• **What to do**
Extract all lines that hold the string "with".
####################
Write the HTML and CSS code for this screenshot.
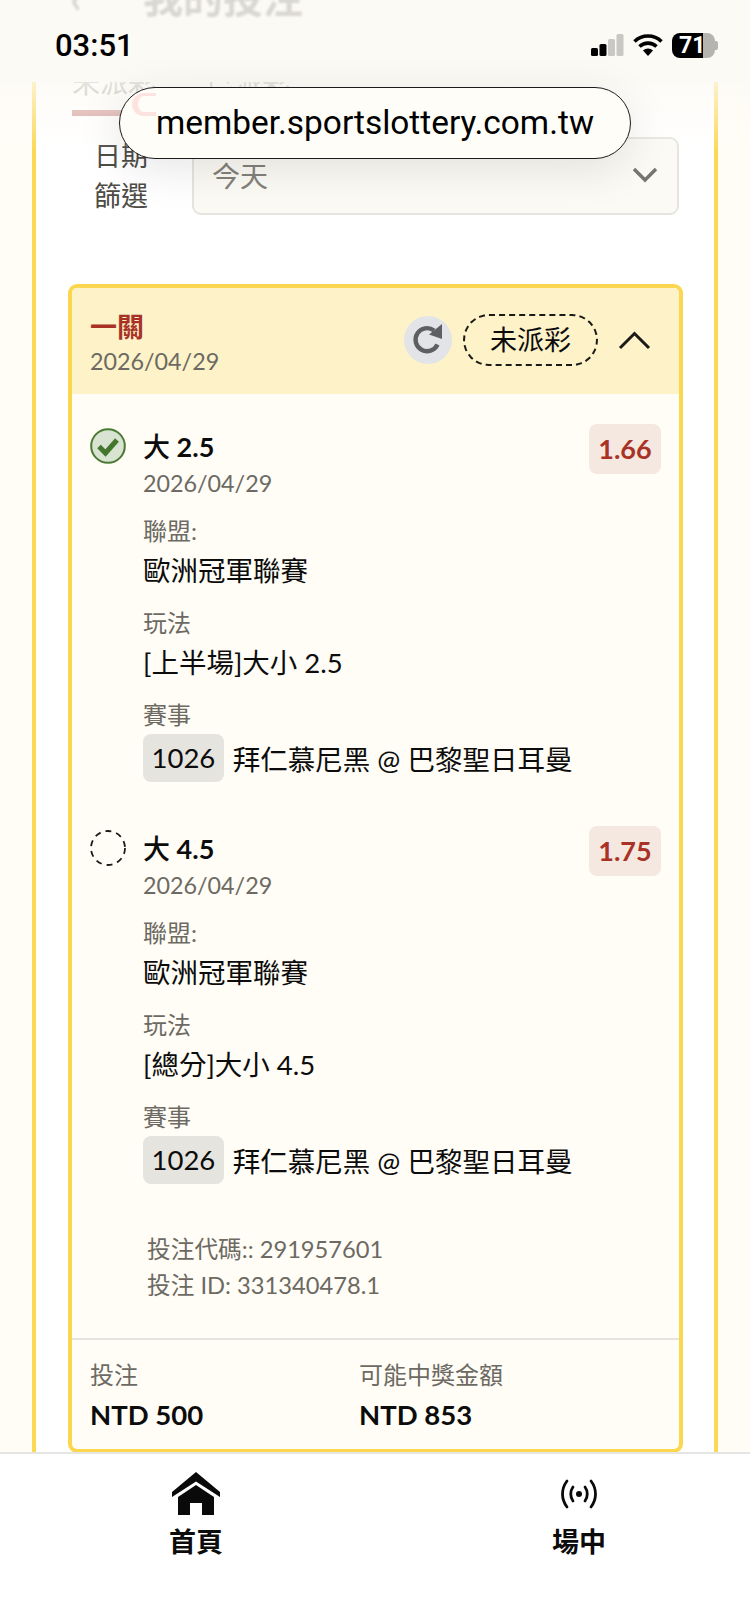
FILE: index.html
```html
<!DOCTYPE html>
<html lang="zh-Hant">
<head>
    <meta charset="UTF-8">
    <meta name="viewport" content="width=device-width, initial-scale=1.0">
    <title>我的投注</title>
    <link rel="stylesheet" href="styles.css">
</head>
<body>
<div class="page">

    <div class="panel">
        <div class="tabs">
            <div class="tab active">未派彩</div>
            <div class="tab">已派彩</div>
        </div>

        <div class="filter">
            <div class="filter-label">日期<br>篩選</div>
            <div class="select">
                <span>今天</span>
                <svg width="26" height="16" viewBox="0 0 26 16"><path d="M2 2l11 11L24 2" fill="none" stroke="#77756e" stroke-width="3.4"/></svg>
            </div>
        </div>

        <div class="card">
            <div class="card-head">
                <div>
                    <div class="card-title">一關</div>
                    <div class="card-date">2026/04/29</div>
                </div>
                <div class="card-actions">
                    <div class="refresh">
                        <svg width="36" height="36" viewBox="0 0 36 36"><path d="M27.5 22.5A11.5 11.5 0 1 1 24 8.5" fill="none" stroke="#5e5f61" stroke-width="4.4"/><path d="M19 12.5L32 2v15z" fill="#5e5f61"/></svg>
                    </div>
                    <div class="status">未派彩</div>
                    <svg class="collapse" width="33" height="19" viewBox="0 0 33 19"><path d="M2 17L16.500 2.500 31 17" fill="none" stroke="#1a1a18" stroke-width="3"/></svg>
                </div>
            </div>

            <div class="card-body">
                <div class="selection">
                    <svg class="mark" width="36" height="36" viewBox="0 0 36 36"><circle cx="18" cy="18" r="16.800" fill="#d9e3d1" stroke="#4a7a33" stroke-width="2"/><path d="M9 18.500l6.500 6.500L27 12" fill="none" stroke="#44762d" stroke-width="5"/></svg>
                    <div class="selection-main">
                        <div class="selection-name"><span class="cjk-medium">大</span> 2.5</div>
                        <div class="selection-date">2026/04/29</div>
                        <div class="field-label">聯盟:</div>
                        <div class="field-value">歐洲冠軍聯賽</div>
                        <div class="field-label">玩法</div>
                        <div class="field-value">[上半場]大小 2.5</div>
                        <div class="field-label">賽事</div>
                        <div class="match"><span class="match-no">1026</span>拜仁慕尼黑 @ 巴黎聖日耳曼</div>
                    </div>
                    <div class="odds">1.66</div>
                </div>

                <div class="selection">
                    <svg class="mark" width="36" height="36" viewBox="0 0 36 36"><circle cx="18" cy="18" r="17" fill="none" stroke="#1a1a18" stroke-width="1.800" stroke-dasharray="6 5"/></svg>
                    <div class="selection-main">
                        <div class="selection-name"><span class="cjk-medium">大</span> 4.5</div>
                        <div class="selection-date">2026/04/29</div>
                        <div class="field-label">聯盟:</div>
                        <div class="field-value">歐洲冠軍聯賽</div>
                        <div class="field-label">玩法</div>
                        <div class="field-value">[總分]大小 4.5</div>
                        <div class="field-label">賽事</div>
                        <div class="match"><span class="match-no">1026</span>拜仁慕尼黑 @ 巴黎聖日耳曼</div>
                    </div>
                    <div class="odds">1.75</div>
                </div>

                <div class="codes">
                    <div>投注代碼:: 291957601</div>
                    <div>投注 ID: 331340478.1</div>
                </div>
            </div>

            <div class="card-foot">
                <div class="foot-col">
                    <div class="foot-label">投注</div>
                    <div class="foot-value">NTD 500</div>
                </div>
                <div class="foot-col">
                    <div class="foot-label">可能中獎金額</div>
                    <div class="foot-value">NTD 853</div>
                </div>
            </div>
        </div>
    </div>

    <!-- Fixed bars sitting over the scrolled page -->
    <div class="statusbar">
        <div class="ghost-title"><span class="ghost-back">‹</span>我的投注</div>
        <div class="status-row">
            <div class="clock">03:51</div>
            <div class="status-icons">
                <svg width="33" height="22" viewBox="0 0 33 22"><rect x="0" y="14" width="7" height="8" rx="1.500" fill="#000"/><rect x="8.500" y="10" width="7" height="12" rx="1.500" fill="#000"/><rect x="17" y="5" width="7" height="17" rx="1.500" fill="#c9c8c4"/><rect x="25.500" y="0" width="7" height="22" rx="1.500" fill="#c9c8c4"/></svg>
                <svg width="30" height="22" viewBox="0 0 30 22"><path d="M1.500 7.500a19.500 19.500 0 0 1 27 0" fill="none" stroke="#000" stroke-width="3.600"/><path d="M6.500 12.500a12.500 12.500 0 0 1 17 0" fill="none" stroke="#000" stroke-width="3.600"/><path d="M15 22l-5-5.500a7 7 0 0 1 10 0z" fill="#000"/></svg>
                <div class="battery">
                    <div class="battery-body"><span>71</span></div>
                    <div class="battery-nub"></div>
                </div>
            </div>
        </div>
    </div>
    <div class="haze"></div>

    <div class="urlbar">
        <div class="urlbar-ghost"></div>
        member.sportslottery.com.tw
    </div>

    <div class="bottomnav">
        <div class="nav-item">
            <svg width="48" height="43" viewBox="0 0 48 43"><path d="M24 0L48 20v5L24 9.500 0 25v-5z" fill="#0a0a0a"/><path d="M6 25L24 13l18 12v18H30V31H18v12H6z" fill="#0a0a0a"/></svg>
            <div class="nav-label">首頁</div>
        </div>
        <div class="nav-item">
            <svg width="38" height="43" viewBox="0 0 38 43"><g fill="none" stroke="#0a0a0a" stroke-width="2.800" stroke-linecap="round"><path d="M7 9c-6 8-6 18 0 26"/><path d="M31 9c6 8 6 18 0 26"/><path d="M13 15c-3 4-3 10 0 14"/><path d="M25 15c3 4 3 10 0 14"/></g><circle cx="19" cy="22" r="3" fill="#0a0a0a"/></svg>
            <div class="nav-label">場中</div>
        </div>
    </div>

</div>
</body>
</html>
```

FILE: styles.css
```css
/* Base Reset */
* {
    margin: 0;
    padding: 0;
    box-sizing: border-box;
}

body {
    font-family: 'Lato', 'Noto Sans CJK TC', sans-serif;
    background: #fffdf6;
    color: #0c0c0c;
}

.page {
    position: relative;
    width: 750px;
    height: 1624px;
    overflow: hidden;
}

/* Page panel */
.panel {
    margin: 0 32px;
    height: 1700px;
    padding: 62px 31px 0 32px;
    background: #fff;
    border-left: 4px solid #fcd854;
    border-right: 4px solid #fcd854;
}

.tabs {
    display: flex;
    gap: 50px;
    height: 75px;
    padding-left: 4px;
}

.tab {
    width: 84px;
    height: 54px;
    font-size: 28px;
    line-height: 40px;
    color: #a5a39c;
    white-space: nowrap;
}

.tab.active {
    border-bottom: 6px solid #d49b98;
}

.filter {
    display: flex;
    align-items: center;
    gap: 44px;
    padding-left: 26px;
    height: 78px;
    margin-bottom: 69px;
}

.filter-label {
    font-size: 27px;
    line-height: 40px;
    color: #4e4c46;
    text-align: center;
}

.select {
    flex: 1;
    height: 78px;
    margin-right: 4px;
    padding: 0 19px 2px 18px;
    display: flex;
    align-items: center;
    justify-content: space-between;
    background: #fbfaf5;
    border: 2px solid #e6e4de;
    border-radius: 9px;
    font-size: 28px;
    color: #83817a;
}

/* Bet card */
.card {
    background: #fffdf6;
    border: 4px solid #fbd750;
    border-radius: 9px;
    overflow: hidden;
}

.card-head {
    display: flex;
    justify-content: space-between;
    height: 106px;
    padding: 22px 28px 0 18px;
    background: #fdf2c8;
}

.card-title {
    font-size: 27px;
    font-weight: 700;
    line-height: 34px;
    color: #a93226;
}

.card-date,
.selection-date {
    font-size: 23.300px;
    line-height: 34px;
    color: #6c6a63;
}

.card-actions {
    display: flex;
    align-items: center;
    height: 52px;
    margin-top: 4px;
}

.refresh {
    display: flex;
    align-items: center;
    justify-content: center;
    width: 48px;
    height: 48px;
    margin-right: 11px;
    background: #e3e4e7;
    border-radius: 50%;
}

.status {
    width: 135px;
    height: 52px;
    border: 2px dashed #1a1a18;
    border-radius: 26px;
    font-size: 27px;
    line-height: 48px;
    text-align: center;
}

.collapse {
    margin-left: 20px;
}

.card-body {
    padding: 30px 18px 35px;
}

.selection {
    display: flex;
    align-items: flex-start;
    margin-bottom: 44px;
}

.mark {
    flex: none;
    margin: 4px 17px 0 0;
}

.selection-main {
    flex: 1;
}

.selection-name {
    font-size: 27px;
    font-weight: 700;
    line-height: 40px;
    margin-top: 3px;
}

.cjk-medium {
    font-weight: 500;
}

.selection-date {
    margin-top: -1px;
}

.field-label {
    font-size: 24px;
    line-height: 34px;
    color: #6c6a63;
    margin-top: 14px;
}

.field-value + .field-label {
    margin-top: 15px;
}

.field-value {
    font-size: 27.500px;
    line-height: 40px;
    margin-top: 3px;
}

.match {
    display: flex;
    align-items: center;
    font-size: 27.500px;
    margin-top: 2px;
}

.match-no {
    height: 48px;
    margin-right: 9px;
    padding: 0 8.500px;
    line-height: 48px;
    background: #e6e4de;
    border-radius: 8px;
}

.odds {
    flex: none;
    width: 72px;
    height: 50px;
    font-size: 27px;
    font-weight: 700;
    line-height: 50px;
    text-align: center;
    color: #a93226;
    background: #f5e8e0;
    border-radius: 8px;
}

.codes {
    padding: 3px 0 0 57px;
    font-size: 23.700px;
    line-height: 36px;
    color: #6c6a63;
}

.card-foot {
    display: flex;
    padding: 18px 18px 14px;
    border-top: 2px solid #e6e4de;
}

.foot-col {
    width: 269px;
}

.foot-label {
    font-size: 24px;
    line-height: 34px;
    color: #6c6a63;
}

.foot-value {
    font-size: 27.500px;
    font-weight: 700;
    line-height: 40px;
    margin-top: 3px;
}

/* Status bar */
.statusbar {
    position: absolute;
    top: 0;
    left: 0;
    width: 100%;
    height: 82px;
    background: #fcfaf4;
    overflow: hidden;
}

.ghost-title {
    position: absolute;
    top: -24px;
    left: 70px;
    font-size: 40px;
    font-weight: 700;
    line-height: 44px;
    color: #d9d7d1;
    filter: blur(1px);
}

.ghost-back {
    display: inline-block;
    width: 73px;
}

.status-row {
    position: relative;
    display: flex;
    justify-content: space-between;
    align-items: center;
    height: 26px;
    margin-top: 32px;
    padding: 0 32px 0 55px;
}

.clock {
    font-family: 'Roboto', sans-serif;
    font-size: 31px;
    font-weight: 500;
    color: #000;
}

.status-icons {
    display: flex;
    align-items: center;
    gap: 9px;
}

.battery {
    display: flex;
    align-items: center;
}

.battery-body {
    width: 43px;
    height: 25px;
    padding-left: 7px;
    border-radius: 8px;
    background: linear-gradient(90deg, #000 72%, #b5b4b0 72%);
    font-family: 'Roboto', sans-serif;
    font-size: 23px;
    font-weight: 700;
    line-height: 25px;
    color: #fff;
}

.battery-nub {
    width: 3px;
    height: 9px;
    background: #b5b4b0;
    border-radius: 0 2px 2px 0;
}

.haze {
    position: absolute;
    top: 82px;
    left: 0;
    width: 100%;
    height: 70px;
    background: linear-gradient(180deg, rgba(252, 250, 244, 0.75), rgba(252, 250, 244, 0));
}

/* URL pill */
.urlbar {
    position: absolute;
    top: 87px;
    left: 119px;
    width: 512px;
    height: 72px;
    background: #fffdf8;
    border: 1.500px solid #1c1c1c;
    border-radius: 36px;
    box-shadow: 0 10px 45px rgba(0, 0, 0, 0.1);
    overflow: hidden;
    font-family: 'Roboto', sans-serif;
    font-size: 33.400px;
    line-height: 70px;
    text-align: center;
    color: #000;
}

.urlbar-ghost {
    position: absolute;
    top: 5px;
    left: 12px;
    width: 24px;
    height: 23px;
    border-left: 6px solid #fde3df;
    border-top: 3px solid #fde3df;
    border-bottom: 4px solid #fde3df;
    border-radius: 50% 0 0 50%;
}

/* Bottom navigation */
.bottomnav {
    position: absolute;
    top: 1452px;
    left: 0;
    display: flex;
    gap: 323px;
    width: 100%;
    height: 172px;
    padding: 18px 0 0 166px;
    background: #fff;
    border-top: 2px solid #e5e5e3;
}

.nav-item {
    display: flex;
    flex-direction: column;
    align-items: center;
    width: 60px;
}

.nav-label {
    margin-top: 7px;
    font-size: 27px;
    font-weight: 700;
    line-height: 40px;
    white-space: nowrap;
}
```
####################
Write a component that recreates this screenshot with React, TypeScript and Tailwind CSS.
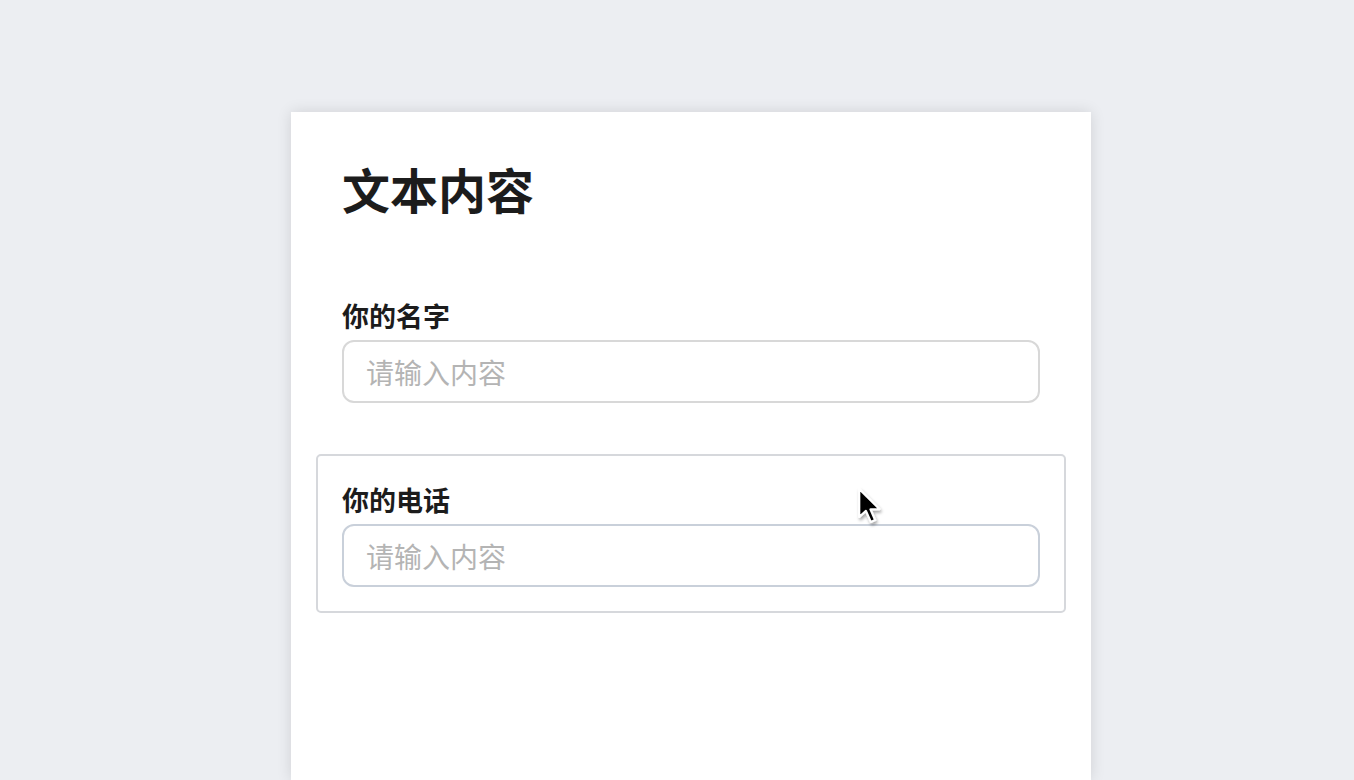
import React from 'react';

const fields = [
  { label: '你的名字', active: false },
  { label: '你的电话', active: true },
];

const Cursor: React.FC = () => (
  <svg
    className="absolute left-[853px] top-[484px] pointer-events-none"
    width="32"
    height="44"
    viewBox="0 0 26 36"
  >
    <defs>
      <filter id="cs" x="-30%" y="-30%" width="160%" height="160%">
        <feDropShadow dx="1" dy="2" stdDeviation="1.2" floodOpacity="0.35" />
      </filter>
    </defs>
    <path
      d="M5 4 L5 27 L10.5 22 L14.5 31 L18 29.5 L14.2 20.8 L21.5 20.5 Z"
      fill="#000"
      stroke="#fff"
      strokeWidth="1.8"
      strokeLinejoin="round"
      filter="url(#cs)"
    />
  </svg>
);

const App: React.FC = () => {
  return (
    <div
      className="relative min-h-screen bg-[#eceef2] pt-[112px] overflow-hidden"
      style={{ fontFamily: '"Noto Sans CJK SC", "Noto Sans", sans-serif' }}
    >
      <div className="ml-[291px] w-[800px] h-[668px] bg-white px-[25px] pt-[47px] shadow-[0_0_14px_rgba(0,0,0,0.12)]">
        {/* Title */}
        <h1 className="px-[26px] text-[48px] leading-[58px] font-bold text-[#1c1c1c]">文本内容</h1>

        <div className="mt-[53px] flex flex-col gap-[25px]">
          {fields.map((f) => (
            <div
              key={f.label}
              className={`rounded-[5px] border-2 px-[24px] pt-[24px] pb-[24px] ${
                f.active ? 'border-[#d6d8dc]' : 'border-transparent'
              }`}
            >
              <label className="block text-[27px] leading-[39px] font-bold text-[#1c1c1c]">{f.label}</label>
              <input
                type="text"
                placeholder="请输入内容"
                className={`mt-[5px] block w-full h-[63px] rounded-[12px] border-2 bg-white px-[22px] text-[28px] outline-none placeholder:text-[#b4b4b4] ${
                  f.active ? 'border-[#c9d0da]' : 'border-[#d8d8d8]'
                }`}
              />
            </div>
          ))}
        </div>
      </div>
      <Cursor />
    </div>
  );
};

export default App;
####################
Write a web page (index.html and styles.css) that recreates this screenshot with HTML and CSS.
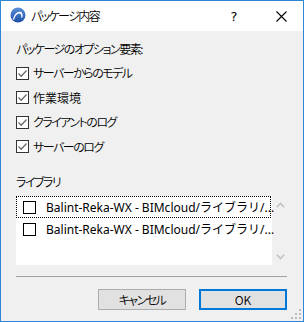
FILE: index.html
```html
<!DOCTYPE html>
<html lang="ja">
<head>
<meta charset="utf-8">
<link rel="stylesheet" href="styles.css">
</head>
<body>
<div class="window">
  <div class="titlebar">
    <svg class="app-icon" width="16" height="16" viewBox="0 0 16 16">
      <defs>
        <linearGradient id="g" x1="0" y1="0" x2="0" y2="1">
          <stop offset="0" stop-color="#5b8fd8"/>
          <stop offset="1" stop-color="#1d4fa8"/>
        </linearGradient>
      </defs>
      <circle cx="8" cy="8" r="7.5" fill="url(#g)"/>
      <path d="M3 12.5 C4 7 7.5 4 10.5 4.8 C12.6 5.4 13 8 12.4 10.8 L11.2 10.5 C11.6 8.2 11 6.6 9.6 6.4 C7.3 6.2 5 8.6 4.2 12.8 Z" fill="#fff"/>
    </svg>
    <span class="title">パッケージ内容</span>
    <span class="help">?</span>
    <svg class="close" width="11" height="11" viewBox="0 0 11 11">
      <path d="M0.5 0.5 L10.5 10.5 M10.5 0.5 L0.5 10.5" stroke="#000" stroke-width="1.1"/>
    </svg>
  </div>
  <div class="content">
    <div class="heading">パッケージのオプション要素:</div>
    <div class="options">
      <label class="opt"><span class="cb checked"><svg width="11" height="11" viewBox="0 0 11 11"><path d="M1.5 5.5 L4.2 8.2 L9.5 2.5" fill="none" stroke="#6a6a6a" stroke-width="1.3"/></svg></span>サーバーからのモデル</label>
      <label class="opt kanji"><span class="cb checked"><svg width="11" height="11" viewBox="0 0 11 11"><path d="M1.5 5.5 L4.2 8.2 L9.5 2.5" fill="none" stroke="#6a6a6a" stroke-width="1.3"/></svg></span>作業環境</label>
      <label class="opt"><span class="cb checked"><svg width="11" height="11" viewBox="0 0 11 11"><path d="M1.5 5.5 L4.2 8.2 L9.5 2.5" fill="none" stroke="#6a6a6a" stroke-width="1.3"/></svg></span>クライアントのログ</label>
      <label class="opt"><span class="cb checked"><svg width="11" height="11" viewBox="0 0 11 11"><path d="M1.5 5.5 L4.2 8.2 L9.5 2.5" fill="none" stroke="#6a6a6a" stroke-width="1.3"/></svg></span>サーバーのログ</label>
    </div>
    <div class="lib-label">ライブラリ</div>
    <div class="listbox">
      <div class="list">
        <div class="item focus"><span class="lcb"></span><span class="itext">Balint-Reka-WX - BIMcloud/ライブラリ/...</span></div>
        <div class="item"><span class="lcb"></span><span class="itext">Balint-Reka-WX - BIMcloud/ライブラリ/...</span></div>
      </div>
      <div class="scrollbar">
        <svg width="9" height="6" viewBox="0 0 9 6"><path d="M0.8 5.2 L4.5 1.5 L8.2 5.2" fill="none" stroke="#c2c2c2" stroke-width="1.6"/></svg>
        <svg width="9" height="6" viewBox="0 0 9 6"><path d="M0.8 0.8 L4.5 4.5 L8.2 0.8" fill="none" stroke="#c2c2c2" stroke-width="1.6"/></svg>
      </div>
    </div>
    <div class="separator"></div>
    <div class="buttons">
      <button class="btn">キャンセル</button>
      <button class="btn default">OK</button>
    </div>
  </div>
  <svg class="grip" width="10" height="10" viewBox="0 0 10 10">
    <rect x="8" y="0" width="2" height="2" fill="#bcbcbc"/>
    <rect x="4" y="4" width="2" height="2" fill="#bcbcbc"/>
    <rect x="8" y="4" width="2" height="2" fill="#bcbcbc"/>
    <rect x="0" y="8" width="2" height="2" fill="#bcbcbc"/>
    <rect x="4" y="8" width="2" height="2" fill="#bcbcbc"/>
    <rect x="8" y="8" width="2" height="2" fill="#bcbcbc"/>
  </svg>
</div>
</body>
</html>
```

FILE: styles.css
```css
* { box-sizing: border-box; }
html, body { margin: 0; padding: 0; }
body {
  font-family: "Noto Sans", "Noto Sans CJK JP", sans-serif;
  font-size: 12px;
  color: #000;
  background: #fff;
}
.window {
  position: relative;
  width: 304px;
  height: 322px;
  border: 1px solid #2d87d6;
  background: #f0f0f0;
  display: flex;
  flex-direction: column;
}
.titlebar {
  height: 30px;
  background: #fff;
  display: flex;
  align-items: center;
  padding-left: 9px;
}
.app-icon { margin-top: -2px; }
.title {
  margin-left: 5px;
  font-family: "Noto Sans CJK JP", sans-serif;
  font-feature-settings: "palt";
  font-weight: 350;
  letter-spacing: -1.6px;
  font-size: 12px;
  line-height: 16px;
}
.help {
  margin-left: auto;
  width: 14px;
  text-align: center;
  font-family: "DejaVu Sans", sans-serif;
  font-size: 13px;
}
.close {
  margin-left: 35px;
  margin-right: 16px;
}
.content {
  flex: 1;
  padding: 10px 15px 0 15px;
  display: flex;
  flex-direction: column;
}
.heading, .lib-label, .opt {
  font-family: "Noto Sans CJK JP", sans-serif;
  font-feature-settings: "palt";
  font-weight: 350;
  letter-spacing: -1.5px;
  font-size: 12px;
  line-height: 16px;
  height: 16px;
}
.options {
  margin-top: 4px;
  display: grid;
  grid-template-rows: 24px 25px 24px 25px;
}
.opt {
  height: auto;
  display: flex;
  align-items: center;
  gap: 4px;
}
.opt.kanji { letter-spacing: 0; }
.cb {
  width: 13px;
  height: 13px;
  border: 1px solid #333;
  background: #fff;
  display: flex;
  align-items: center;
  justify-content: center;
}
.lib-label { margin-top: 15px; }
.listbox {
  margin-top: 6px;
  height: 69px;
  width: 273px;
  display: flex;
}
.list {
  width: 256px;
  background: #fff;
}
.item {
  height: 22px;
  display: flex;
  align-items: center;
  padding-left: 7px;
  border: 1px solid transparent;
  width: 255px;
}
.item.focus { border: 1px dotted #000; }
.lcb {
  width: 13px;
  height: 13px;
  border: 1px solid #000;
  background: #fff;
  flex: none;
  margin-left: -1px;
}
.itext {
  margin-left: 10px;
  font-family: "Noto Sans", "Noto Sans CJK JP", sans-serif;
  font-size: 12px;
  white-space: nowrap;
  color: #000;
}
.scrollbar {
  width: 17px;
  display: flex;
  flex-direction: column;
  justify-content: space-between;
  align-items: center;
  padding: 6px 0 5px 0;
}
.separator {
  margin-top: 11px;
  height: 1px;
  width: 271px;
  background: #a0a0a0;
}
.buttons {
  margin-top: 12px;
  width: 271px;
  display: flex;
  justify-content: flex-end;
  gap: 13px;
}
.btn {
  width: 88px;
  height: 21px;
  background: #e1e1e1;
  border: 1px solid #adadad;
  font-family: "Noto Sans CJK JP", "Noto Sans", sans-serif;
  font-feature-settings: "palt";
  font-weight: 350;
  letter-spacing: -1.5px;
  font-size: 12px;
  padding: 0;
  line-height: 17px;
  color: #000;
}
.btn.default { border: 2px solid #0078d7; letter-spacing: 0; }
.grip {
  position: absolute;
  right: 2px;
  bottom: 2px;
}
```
####################
• **Final answer**
Write a component that recreates this screenshot with React, TypeScript and Tailwind CSS.
Write a web page (index.html and styles.css) that recreates this screenshot with HTML and CSS.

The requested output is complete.